Rubens Caribé. O príncipe. Da voz, das palavras, do movimento. Cantar um texto. Falar. Dançar palavras.
Conheci Caribé já para trabalharmos juntos no Teatro do Ornitorrinco. Tantos espetáculos: "O Doente Imaginário", de Molière, com direção de Cacá Rosset. "Sonho de uma Noite de verão", de Shakespeare, também com direção de Cacá Rosset e "Teatro do Ornitorrinco em Nova York". E tantos, tantos e tantos.
Encantava com seu rigor corporal, vocal, incansável, pulava de personagens em personagens com a leveza e a força de uma onça puma. Pluma etérea. Grande amor, amigo, companheiro, grande ator, artista impecável.
Nosso último trabalho juntos foi no início pandemia, em um espetáculo sobre feminicídio, do dramaturgo mexicano Humberto Robles: "Mulheres da Areia". Os planos eram estrear no pós-pandemia. Mas, se já não havia como planejar a vida antes da pandemia, replanejamos a vida a cada minuto nesse novo pós-tudo. E fracassamos.
Porque a vida é apenas um rio, ora caudaloso, ora ínfimo. Ou mar infinito no finito. Rubens nos ensinou dentre tantas humanidades que no leito de um moribundo não deveríamos conversar, tentar tirar pensamentos ou falas de quem está à espreita da morte.

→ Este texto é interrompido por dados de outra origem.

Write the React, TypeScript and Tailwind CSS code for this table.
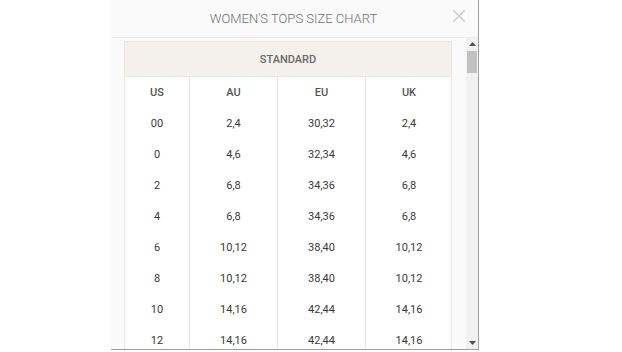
import React from 'react';

// Women's tops size chart modal
const rows: [string, string, string, string][] = [
  ['00', '2,4', '30,32', '2,4'],
  ['0', '4,6', '32,34', '4,6'],
  ['2', '6,8', '34,36', '6,8'],
  ['4', '6,8', '34,36', '6,8'],
  ['6', '10,12', '38,40', '10,12'],
  ['8', '10,12', '38,40', '10,12'],
  ['10', '14,16', '42,44', '14,16'],
  ['12', '14,16', '42,44', '14,16'],
];

const cols = 'grid grid-cols-[65px_88px_88px_86px]';

function Row({ cells, className = '' }: { cells: string[]; className?: string }) {
  return (
    <div className={`${cols} ${className}`}>
      {cells.map((c, i) => (
        <div
          key={i}
          className={`h-[31px] pt-[2px] flex items-center justify-center ${i < 3 ? 'border-r border-[#ebe7e1]' : ''}`}
        >
          {c}
        </div>
      ))}
    </div>
  );
}

function Scrollbar() {
  return (
    <div className="w-[12px] shrink-0 bg-[#f1f1f1] flex flex-col items-center pt-[4px]">
      <svg width="7" height="4" viewBox="0 0 7 4" className="shrink-0">
        <path d="M0 4 L3.5 0 L7 4 Z" fill="#505050" />
      </svg>
      <div className="mt-[5px] w-[10px] h-[22px] bg-[#c1c1c1] shrink-0" />
      <div className="flex-1" />
      <svg width="7" height="4" viewBox="0 0 7 4" className="shrink-0 mb-[4px]">
        <path d="M0 0 L3.5 4 L7 0 Z" fill="#505050" />
      </svg>
    </div>
  );
}

export default function App() {
  return (
    <div className="w-[622px] h-[352px] bg-white overflow-hidden font-['Roboto','Liberation_Sans',sans-serif]">
      <div className="ml-[111px] w-[368px] h-[350px] bg-[#fafafa] border-r border-b border-[#a0a0a0] flex flex-col">
        {/* Header */}
        <div className="h-[38px] shrink-0 border-b border-[#ececec] flex items-center relative">
          <div className="flex-1 text-center text-[13px] font-light text-[#707070] pt-[1px] pr-[2px]">
            WOMEN&#39;S TOPS SIZE CHART
          </div>
          <svg
            width="12"
            height="12"
            viewBox="0 0 12 12"
            className="absolute right-[13px] top-[10px]"
          >
            <path d="M0.5 0.5 L11.5 11.5 M11.5 0.5 L0.5 11.5" stroke="#c4c4c4" strokeWidth="1.1" />
          </svg>
        </div>

        {/* Body */}
        <div className="flex-1 flex min-h-0">
          <div className="flex-1 overflow-hidden pl-[13px] pt-[3px]">
            <div className="w-[328px] bg-white border border-[#ebe7e1] text-[11px] text-[#3a3a3a]">
              <div className="h-[35px] pt-[3px] bg-[#f4f1ec] border-b border-[#ebe7e1] flex items-center justify-center font-medium text-[#6a6a6a]">
                STANDARD
              </div>
              <Row cells={['US', 'AU', 'EU', 'UK']} className="font-medium text-[#555]" />
              {rows.map((r, i) => (
                <Row key={i} cells={r} />
              ))}
            </div>
          </div>
          <Scrollbar />
        </div>
      </div>
    </div>
  );
}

Rubens nos ensinou que devemos apenas nos oferecer lendo ao pé da cama, palavras, poemas. Ofertar palavras. Ele assim o fez com seu pai, assim o fez com Maria Alice Vergueiro. Fazíamos, eu, Rubens e Mônica Monteiro, saraus para Maria Alice Vergueiro, onde Rubens nos "maestrava".
Caribé lutou por 18 meses contra um câncer que o atingiu na alma e na palavra. Um ator, cantor, poeta, silenciado. Oh, deuses! Parte, Rubens! Voa, Rubens! Choramos. Esmurramos paredes para sentir a dor no pulso, pulsar. Dor, a física para que a alma esqueça de doer. Ah, deuses.

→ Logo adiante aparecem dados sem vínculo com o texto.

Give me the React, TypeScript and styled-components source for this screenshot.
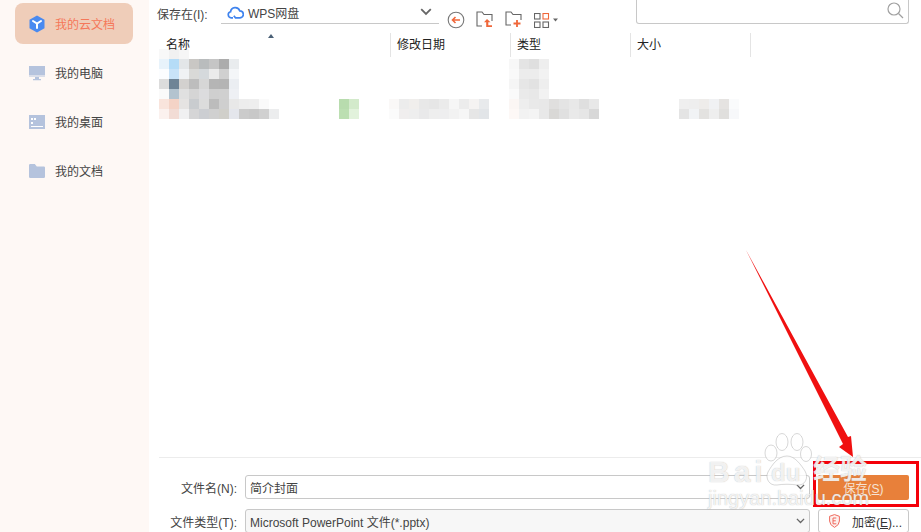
import styled, { createGlobalStyle } from "styled-components";

const GlobalStyle = createGlobalStyle`
  html, body {
    margin: 0;
    padding: 0;
    background: #fff;
  }
  body {
    font-family: "Liberation Sans", "Noto Sans CJK SC", sans-serif;
    font-size: 12px;
    color: #333;
  }
`;

const Page = styled.div`
  position: relative;
  display: flex;
  width: 921px;
  height: 532px;
  overflow: hidden;
`;

const Sidebar = styled.nav`
  display: flex;
  flex-direction: column;
  gap: 8px;
  flex: 0 0 149px;
  padding: 3px 16px 0 15px;
  box-sizing: border-box;
  background: #fef8f5;
`;

const NavItem = styled.div<{ $active?: boolean }>`
  display: flex;
  align-items: center;
  gap: 10px;
  height: 41px;
  padding-left: 14px;
  border-radius: 8px;
  background: ${(p) => (p.$active ? "#efcdb9" : "transparent")};
  color: ${(p) => (p.$active ? "#f5785a" : "#444")};
  font-size: 12px;
`;

const Main = styled.main`
  display: flex;
  flex-direction: column;
  flex: 1;
  min-width: 0;
`;

const Toolbar = styled.div`
  display: flex;
  align-items: flex-start;
  height: 33px;
  padding: 0 12px 0 8px;
`;

const PathLabel = styled.span`
  width: 64px;
  line-height: 30px;
  color: #444;
`;

const Location = styled.div`
  display: flex;
  align-items: center;
  gap: 4px;
  width: 218px;
  height: 23px;
  box-sizing: border-box;
  padding: 0 7px 0 6px;
  border-bottom: 1px solid #c8c8c8;
  color: #444;
  margin-top: 1px;
`;

const LocationName = styled.span`
  flex: 1;
  font-size: 12px;
`;

const ToolIcons = styled.div`
  display: flex;
  align-items: center;
  gap: 11px;
  margin: 11px 0 0 8px;
`;

const SearchBox = styled.div`
  display: flex;
  justify-content: flex-end;
  align-items: flex-start;
  width: 273px;
  height: 24px;
  margin-left: auto;
  padding: 2px 4px 0 0;
  box-sizing: border-box;
  border: 1px solid #c8c8c8;
  border-top: none;
  border-radius: 0 0 3px 3px;
`;

const Header = styled.div`
  position: relative;
  z-index: 1;
  display: flex;
  height: 24px;
  padding-left: 10px;
`;

const Column = styled.div<{ $width: number; $first?: boolean }>`
  width: ${(p) => p.$width}px;
  box-sizing: border-box;
  padding-left: ${(p) => (p.$first ? 7 : 6)}px;
  border-right: 1px solid #e4e4e4;
  line-height: 24px;
  color: #222;
  font-size: 12px;
`;

const SortArrow = styled.span`
  position: absolute;
  left: 119px;
  top: 1px;
  width: 0;
  height: 0;
  border: 3.5px solid transparent;
  border-top: none;
  border-bottom: 4px solid #4a6076;
`;

const FileList = styled.div`
  flex: 1;
  min-height: 0;
  margin-top: -8px;
  padding-left: 10px;
`;

const MosaicSvg = styled.svg`
  display: block;
`;

const Footer = styled.div`
  display: grid;
  grid-template-columns: 78px 565px 91px;
  grid-auto-rows: 24px;
  column-gap: 8px;
  row-gap: 10px;
  align-items: center;
  height: 75px;
  box-sizing: border-box;
  margin-left: 10px;
  padding-top: 17px;
  border-top: 1px solid #ececec;
  overflow: hidden;
`;

const FieldLabel = styled.label`
  justify-self: end;
  color: #444;
  white-space: nowrap;
`;

const Field = styled.div<{ $disabled?: boolean }>`
  display: flex;
  align-items: center;
  justify-content: space-between;
  height: 24px;
  box-sizing: border-box;
  padding: 0 4px;
  border: 1px solid #c8c8c8;
  border-radius: 3px;
  background: ${(p) => (p.$disabled ? "#f7f7f7" : "#fff")};
  color: #444;
`;

const Chevron = styled.svg`
  flex: none;
`;

const SaveButton = styled.button`
  height: 25px;
  padding: 0;
  border: none;
  border-radius: 2px;
  background: #e8803a;
  color: #f6e3d4;
  font: inherit;
`;

const EncryptButton = styled.button`
  display: flex;
  align-items: center;
  justify-content: center;
  gap: 12px;
  height: 24px;
  padding: 0 0 0 4px;
  border: 1px solid #c8c8c8;
  border-radius: 3px;
  background: #fff;
  color: #333;
  font: inherit;
`;

const Key = styled.span`
  text-decoration: underline;
`;

const Overlay = styled.svg`
  position: absolute;
  left: 0;
  top: 0;
  pointer-events: none;
`;

const RedBox = styled.div`
  position: absolute;
  left: 813px;
  top: 461px;
  width: 106px;
  height: 46px;
  box-sizing: border-box;
  border: 3px solid #f40009;
`;

const MarkText = styled.span<{ $x: number; $y: number; $size: number; $spacing?: number; $weight?: number }>`
  position: absolute;
  left: ${(p) => p.$x}px;
  top: ${(p) => p.$y}px;
  font-family: "Liberation Sans", "Noto Sans CJK SC", sans-serif;
  font-size: ${(p) => p.$size}px;
  font-weight: ${(p) => p.$weight ?? 400};
  letter-spacing: ${(p) => p.$spacing ?? 0}px;
  line-height: 1;
  color: rgba(255, 255, 255, 0.82);
  text-shadow: 0 0 1px rgba(150, 150, 150, 0.7);
  white-space: nowrap;
  pointer-events: none;
`;

// pixelated rows from the file list: [x, y, colours...], cells are 10px
const mosaic: [number, number, string][] = [
  [0, 0, "f8f8f8 f1f1f1 f6f6f6"],
  [0, 10, "e8f3fb b5dcf7 e3e6e8 c9c7c4 b9bcbd c5c5c5 acacac e9ecee"],
  [0, 20, "fbfdff c9e3f8 f0f2f4 d9d9d7 d5d9dc ebebeb d0d0d0 f4f6f8"],
  [0, 30, "dcdcdc 6f8496 d3d1cf bdbdbd d6d6d6 b5b5b5 b4b4b4 ebeef2"],
  [0, 40, "fafafa b3c3cf e0e0e0 d5d5d5 dcdcde cfcfcf d0d0d0 eef0f4"],
  [0, 50, "f9e4dc f4d3c6 e5e3e2 c9cccf dcdcdc bcbcbc cfcfcf e8e8e8 ededed eeeeee fafafa"],
  [0, 60, "fbf1ee f2dcd5 f0f0f1 d5d5d6 ccced2 d0d0d0 d0cfca e4e6ec cbcbcb c8c8c8 d0d0d0 ecedee"],
  [180, 50, "b8dcae d3eacb"],
  [180, 60, "bcdfb2 e2f2dc"],
  [230, 50, "faf8f7 ececec f0eeec e8e8e8 e6e6e6 ebebeb f6f6f6 ececec f5f3f2 e8eaec"],
  [230, 60, "fbfbfb f0eeee eeeeee e9e9ea eeeeee eeeeef f2f2f2 f6f6f6 e6e6e6 e2e5e8"],
  [350, 10, "f7f7f7 e4e4e4 dfdfdf eeeeee"],
  [350, 20, "f9f9f9 ececec ececec f2f2f2"],
  [350, 30, "f5f5f5 e6e6e6 e2e2e2 eeeeee"],
  [350, 40, "fafafa eaeaea e8e8e8 f2f2f2"],
  [350, 50, "fbf6f4 eeeeee e9e9e9 e8e8e8 e0dfde e4e4e4 e8e8e8 dfdfdf e8e8e8"],
  [350, 60, "fdf8f6 f2f2f2 f4f4f4 e8e8e8 d9d8d6 e0e0e0 e9e9e9 e6e6e6 d8d8d8"],
  [520, 50, "efefef eeeeee eeecea f0f1f3 e5e3e1 fafbfc"],
  [520, 60, "e4e4e4 f1f3f5 e3e2e0 eeeeee e0dfdd f7f8fa"],
];

function Mosaic() {
  return (
    <MosaicSvg width="590" height="72" shapeRendering="crispEdges">
      {mosaic.flatMap(([x, y, row]) =>
        row.split(" ").map((c, i) => (
          <rect key={`${x}-${y}-${i}`} x={x + i * 10} y={y} width="10" height="10" fill={`#${c}`} />
        ))
      )}
    </MosaicSvg>
  );
}

const HexIcon = () => (
  <svg width="16" height="18" viewBox="0 0 16 18">
    <path d="M8 .5 15.5 4.7v8.6L8 17.5.5 13.3V4.7z" fill="#4a8af0" />
    <path d="M4 6 8 8.6 12 6M8 8.6V13" fill="none" stroke="#fff" strokeWidth="2" strokeLinecap="round" />
  </svg>
);

const MonitorIcon = () => (
  <svg width="16" height="16" viewBox="0 0 16 16">
    <path d="M0 1h16v9.5H0z" fill="#b5c3dd" />
    <path d="M0 11.5h16V12H0zM6 12h4v2H6zM4 14h8v1.2H4z" fill="#b5c3dd" />
  </svg>
);

const DesktopIcon = () => (
  <svg width="16" height="14" viewBox="0 0 16 14">
    <path d="M0 0h16v14H0z" fill="#b5c3dd" />
    <path d="M2 3h2v2H2zM5 3h2v2H5zM2 7h2v2H2zM2 11h12v1H2z" fill="#fff" />
  </svg>
);

const FolderIcon = () => (
  <svg width="16" height="14" viewBox="0 0 16 14">
    <path d="M0 1.2Q0 0 1.2 0h4.6l2 2.4h7Q16 2.4 16 3.6v9.2q0 1.2-1.2 1.2H1.2Q0 14 0 12.8z" fill="#b5c3dd" />
  </svg>
);

const CloudIcon = () => (
  <svg width="17" height="13" viewBox="0 0 17 13">
    <path
      d="M6 11.800H4.200A3.100 3.100 0 0 1 3.600 5.700 4.700 4.700 0 0 1 12.700 4.800 3.500 3.500 0 0 1 13 11.800H8.500L6.800 9.800"
      fill="none"
      stroke="#3f83ee"
      strokeWidth="1.7"
    />
  </svg>
);

const BackIcon = () => (
  <svg width="18" height="18" viewBox="0 0 18 18">
    <circle cx="9" cy="9" r="7.8" fill="none" stroke="#777" strokeWidth="1.1" />
    <path d="M13 9H5.500M8.500 6 5.500 9l3 3" fill="none" stroke="#f0673a" strokeWidth="1.6" />
  </svg>
);

const FolderUpIcon = () => (
  <svg width="18" height="18" viewBox="0 0 18 18">
    <path d="M6 15H1V1h5l2 2.500h8V10" fill="none" stroke="#666" strokeWidth="1.1" />
    <path d="M11 8 8 11.200h2.200V16H16v-1.800h-3.700v-3H14.500z" fill="#f0673a" />
  </svg>
);

const FolderPlusIcon = () => (
  <svg width="18" height="18" viewBox="0 0 18 18">
    <path d="M6 14H1V1h5l2 2.500h8V9" fill="none" stroke="#666" strokeWidth="1.1" />
    <path d="M12 9v7M8.500 12.500h7" fill="none" stroke="#f0673a" strokeWidth="1.8" />
  </svg>
);

const ViewIcon = () => (
  <svg width="24" height="15" viewBox="0 0 24 15">
    <g fill="none" strokeWidth="1.1">
      <rect x=".5" y=".5" width="5.500" height="5.500" stroke="#666" />
      <rect x="9" y=".5" width="5.500" height="5.500" stroke="#f0673a" />
      <rect x=".5" y="9" width="5.500" height="5.500" stroke="#666" />
      <rect x="9" y="9" width="5.500" height="5.500" stroke="#666" />
    </g>
    <path d="M19 5.500h5l-2.500 3z" fill="#666" />
  </svg>
);

const SearchIcon = () => (
  <svg width="17" height="17" viewBox="0 0 17 17">
    <circle cx="7" cy="7" r="6" fill="none" stroke="#a0a0a0" strokeWidth="1.2" />
    <path d="M11.500 11.500 16 16" stroke="#a0a0a0" strokeWidth="1.2" />
  </svg>
);

const ShieldIcon = () => (
  <svg width="11" height="14" viewBox="0 0 11 14">
    <path d="M5.500.6 10.400 2.300V7q0 4-4.900 6.400Q.6 11 .6 7V2.300z" fill="#fdf0ee" stroke="#ef6a5e" strokeWidth="1" />
    <path d="M7.300 4H4V9.800H7.300M4 6.800H6.800" fill="none" stroke="#ef6a5e" strokeWidth="1" />
  </svg>
);

const Caret = ({ size = 9 }: { size?: number }) => (
  <Chevron width={size} height={size * 0.6} viewBox="0 0 10 6">
    <path d="M1 1 5 5 9 1" fill="none" stroke="#666" strokeWidth="1.5" />
  </Chevron>
);

const navItems = [
  { label: "我的云文档", icon: <HexIcon />, active: true },
  { label: "我的电脑", icon: <MonitorIcon /> },
  { label: "我的桌面", icon: <DesktopIcon /> },
  { label: "我的文档", icon: <FolderIcon /> },
];

const columns = [
  { label: "名称", width: 232, first: true },
  { label: "修改日期", width: 120 },
  { label: "类型", width: 120 },
  { label: "大小", width: 120 },
];

export default function App() {
  return (
    <Page>
      <GlobalStyle />
      <Sidebar>
        {navItems.map((item) => (
          <NavItem key={item.label} $active={item.active}>
            {item.icon}
            {item.label}
          </NavItem>
        ))}
      </Sidebar>
      <Main>
        <Toolbar>
          <PathLabel>保存在(I):</PathLabel>
          <Location>
            <CloudIcon />
            <LocationName>WPS网盘</LocationName>
            <Caret size={12} />
          </Location>
          <ToolIcons>
            <BackIcon />
            <FolderUpIcon />
            <FolderPlusIcon />
            <ViewIcon />
          </ToolIcons>
          <SearchBox>
            <SearchIcon />
          </SearchBox>
        </Toolbar>
        <Header>
          <SortArrow />
          {columns.map((c) => (
            <Column key={c.label} $width={c.width} $first={c.first}>
              {c.label}
            </Column>
          ))}
        </Header>
        <FileList>
          <Mosaic />
        </FileList>
        <Footer>
          <FieldLabel>文件名(N):</FieldLabel>
          <Field>
            简介封面
            <Caret />
          </Field>
          <SaveButton>
            保存(<Key>S</Key>)
          </SaveButton>
          <FieldLabel>文件类型(T):</FieldLabel>
          <Field $disabled>
            Microsoft PowerPoint 文件(*.pptx)
            <Caret />
          </Field>
          <EncryptButton>
            <ShieldIcon />
            <span>
              加密(<Key>E</Key>)...
            </span>
          </EncryptButton>
        </Footer>
      </Main>

      {/* annotation arrow */}
      <Overlay width="921" height="532">
        <path d="M746 250 848 437 851 436 853 457 839 447 843 444z" fill="#f01010" />
      </Overlay>
      <RedBox />

      {/* baidu watermark */}
      <Overlay width="921" height="532">
        <g fill="rgba(255,255,255,0.8)" stroke="rgba(170,170,170,0.6)" strokeWidth="0.8">
          <ellipse cx="771" cy="453" rx="6" ry="8" />
          <ellipse cx="782" cy="442" rx="6" ry="8.500" />
          <ellipse cx="797" cy="442" rx="6" ry="8.500" />
          <ellipse cx="806" cy="454" rx="5.500" ry="7.500" />
          <path d="M787 456c8 0 14 9 18 15 4 7 0 15-8 14-6-1-14-1-20 0-8 1-12-7-9-13 4-7 10-16 19-16z" />
        </g>
      </Overlay>
      <MarkText $x={708} $y={457} $size={30} $spacing={4} $weight={700}>
        Bai
      </MarkText>
      <MarkText $x={771} $y={461} $size={24} $weight={700}>
        du
      </MarkText>
      <MarkText $x={813} $y={457} $size={27} $weight={700}>
        经验
      </MarkText>
      <MarkText $x={708} $y={488} $size={20}>
        jingyan.baidu.com
      </MarkText>
    </Page>
  );
}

Na última vez em que estivemos juntos, em seu duplex, enquanto seu amor, Ricardo Severo, trabalhava no piso debaixo, Caribé me pediu: "Sobe, vai até meu quarto, na prateleira à esquerda, livro da Hilda Hilst, 'Da Morte, Odes Mínimas', pega."
Trouxe o livro: "Abre aqui. Lê. Faz o que te ensinei, amor, porque se me vai a vida". Li. Os mesmos poemas que ele leu brilhantemente para nossa dama Maria Alice Vergueiro. Li, receosa, tímida, porque eu não era Rubens.
"Demora-te sobre a minha hora.
Antes de me tomar, demora.
Que tu me percorras cuidadosa, etérea
Que eu te conheça lícita, terrena
Duas fortes mulheres
Na sua dura hora.
Que me tomes sem pena
Mas voluptuosa, eterna
Como as fêmeas da Terra."
Fiz depois uma massagem em seus pés, e ele, que não me poderia ofertar palavra-poema, me ofertou suas mãos em uma massagem vigorosa e suave. Suave e vigorosa. Vida. Breve. Me ofereceu uma cannabis, me levou até a porta, chamei o elevador deixando um cartaz de Bob Cuspe, de Angeli, e uma orquídea. Vai vida. Vai ser gauche, vai.